Look, Bruce, do not talk about thermodynamics, it is three levels about your IQ. I will try to keep it simple for you:
A CCNG power plant has an electric efficiency of 50-60%, a modern heat pump extrects from the environment four units of heat with one unit of electricity powering the compressor. Therefore, you can cut the demand for NG by 50%. And to add to your confusion, there are also NG heat pumps which give for one thermal unit around 1.5 units heat.
Of course, a much higher impact is observed if the electricity comes from wind turbines.
“Since a geothermal unit cost anywhere from $15,000 to $35,000 ”
Only an idiot pays 35.000 USD for a heat pump system. If have paid 11 000 USD for a system with ground collector which runs more economically than a NG system.
Bruce Hall just praised Donald Trump for setting the charge for greenhouse emissions at an incredibly low $10 per ton and has ridiculed Biden for raising it to a more appropriate $50 per ton. Now we all know Bruce Hall has never bothered to think about the economics of anything but I thought I would provide this link discussing the issues. Take a look folks even as we know Kelly Anne Conway has banned Brucie from reading intelligent discussions.

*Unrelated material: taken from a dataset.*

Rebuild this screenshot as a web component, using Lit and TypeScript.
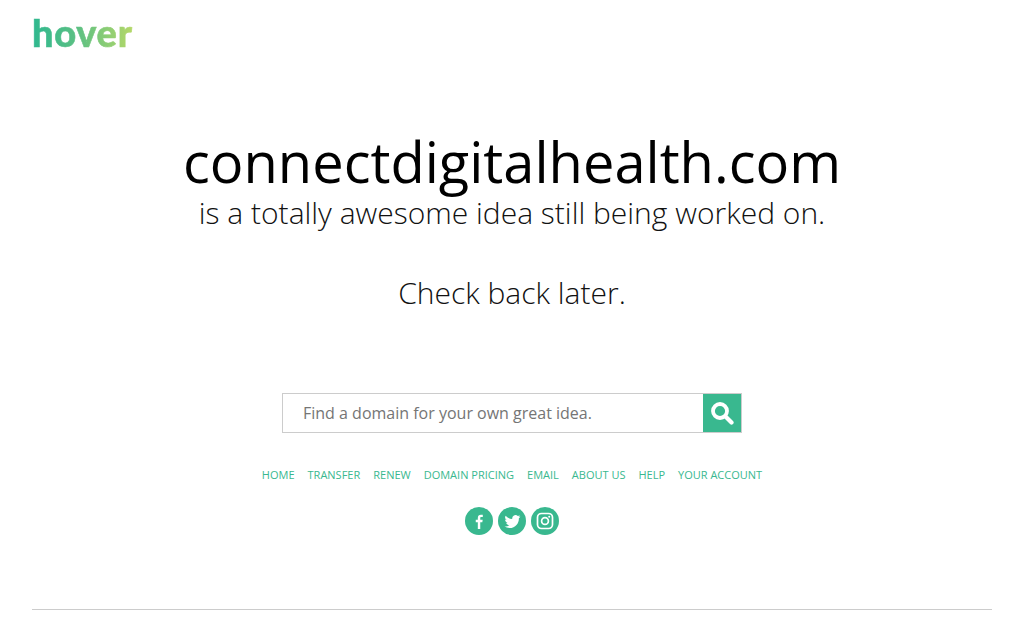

Bruce Hall: “Well, Ivan, that would be quite a trick to convert the stored energy of natural gas to instantaneous electrical power and then to heat through compression and actually save energy relative to directly burning natural gas in 97% efficient furnaces.”
Obviously Bruce knows nothing of the laws of thermodynamics. It turns out that an electric air source heat pump can transfer more than three times as much heat energy as the energy needed to run it. So if the natural gas power plant is 50% efficient and the home electric heat pump is 300% efficient, the output of the combination is 150%, which is better than a 97% efficient gas furnace. No tricks, no magic involved, just elementary science — which is a foreign language to Bruce.
Bruce Hall: “Stupidity is its own reward.”
Indeed! I’m sure you are living a life of bliss.
Thanks a lot James, I missed your opinion.